History of The Cyclades

History Of The Cyclades

The Cyclades (Greek: Κυκλάδες / Kykládes) are Greek islands located in the southern part of the Aegean Sea. The archipelago contains some 2,200 islands, islets and rocks; just 33 islands are inhabited. For the ancients, they formed a circle (κύκλος / kyklos in Greek) around the sacred island of Delos, hence the name of the archipelago. The best-known are, from north to south and from east to west: Andros, Tinos, Mykonos, Naxos, Amorgos, Syros, Paros and Antiparos, Ios, Santorini, Anafi, Kea, Kythnos, Serifos, Sifnos, Folegandros and Sikinos, Milos and Kimolos; to these can be added the little Cyclades: Irakleia, Schoinoussa, Koufonisi, Keros and Donoussa, as well as Makronisos between Kea and Attica, Gyaros, which lies before Andros, and Polyaigos to the east of Kimolos and Thirassia, before Santorini. At times they were also called by the generic name of Archipelago.

The islands are located at the crossroads between Europe and Asia Minor and the Near East as well as between Europe and Africa. In antiquity, when navigation consisted only of cabotage and sailors sought never to lose sight of land, they played an essential role as a stopover. Into the 20th century, this situation made their fortune (trade was one of their chief activities) and their misfortune (control of the Cyclades allowed for control of the commercial and strategic routes in the Aegean).

Numerous authors considered, or still consider them as a sole entity, a unit. The insular group is indeed rather homogeneous from a geomorphological point of view; moreover, the islands are visible from each other's shores while being distinctly separate from the continents that surround them. The dryness of the climate and of the soil also suggests unity. Although these physical facts are undeniable, other components of this unity are more subjective. Thus, one can read certain authors who say that the islands’ population is, of all the regions of Greece, the only original one, and has not been subjected to external admixtures. However, the Cyclades have very often known different destinies.

Their natural resources and their potential role as trade-route stopovers has allowed them to be peopled since the Neolithic. Thanks to these assets, they experienced a brilliant cultural flowering in the 3rd millennium BC: the Cycladic civilisation. The proto-historical powers, the Minoans and then the Mycenaeans, made their influence known there. The Cyclades had a new zenith in the Archaic period (8th – 6th century BC). The Persians tried to take them during their attempts to conquer Greece. Then they entered into Athens' orbit with the Delian Leagues. The Hellenistic kingdoms disputed their status while Delos became a great commercial power.

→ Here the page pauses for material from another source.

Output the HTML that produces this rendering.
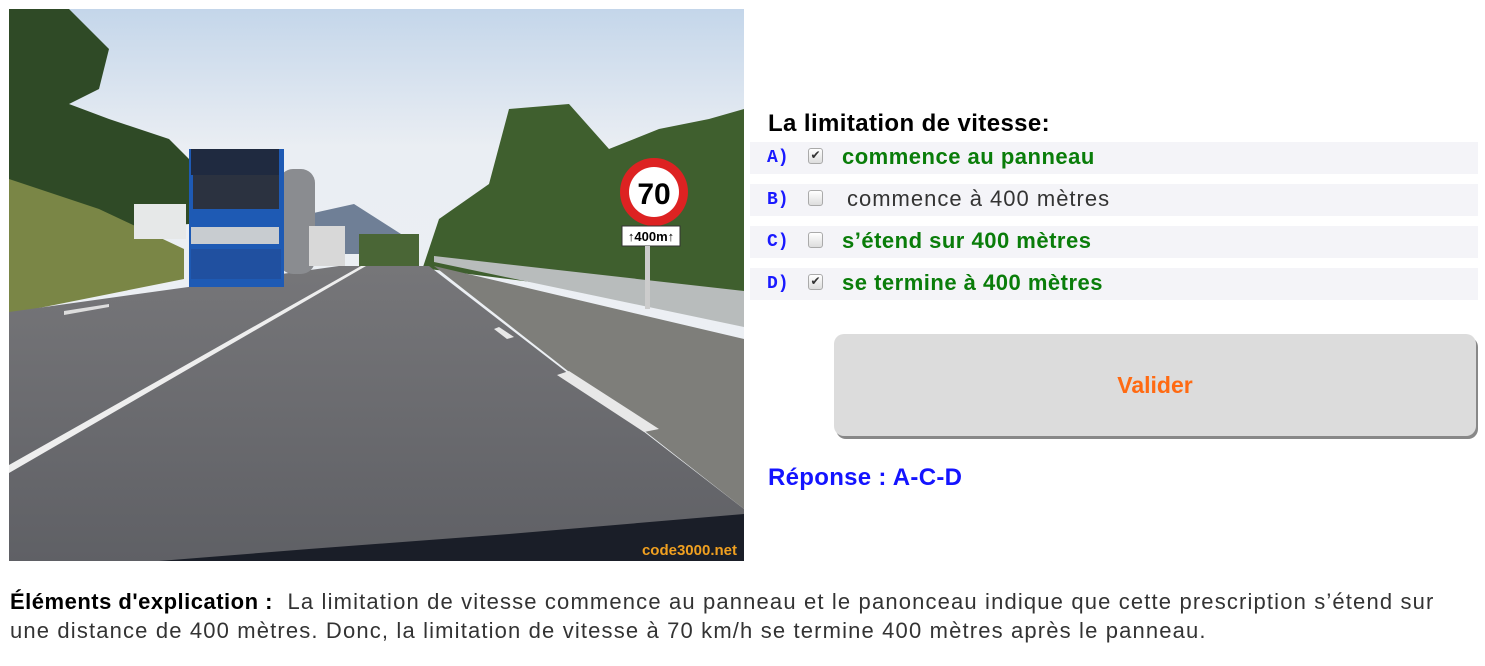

Commercial activities were pursued during the Roman and Byzantine Empires, yet they were sufficiently prosperous as to attract pirates' attention. The participants of the Fourth Crusade divided the Byzantine Empire among themselves and the Cyclades entered the Venetian orbit. Western feudal lords created a certain number of fiefs, of which the Duchy of Naxos was the most important. The Duchy was conquered by the Ottoman Empire, which allowed the islands a certain administrative and fiscal autonomy. Economic prosperity continued despite the pirates. The archipelago had an ambiguous attitude towards the war of independence. Having become Greek in the 1830s, the Cyclades have shared the history of Greece since that time. At first they went through a period of commercial prosperity, still due to their geographic position, before the trade routes and modes of transport changed. After suffering a rural exodus, renewal began with the influx of tourists. However, tourism is not the Cyclades' only resource today.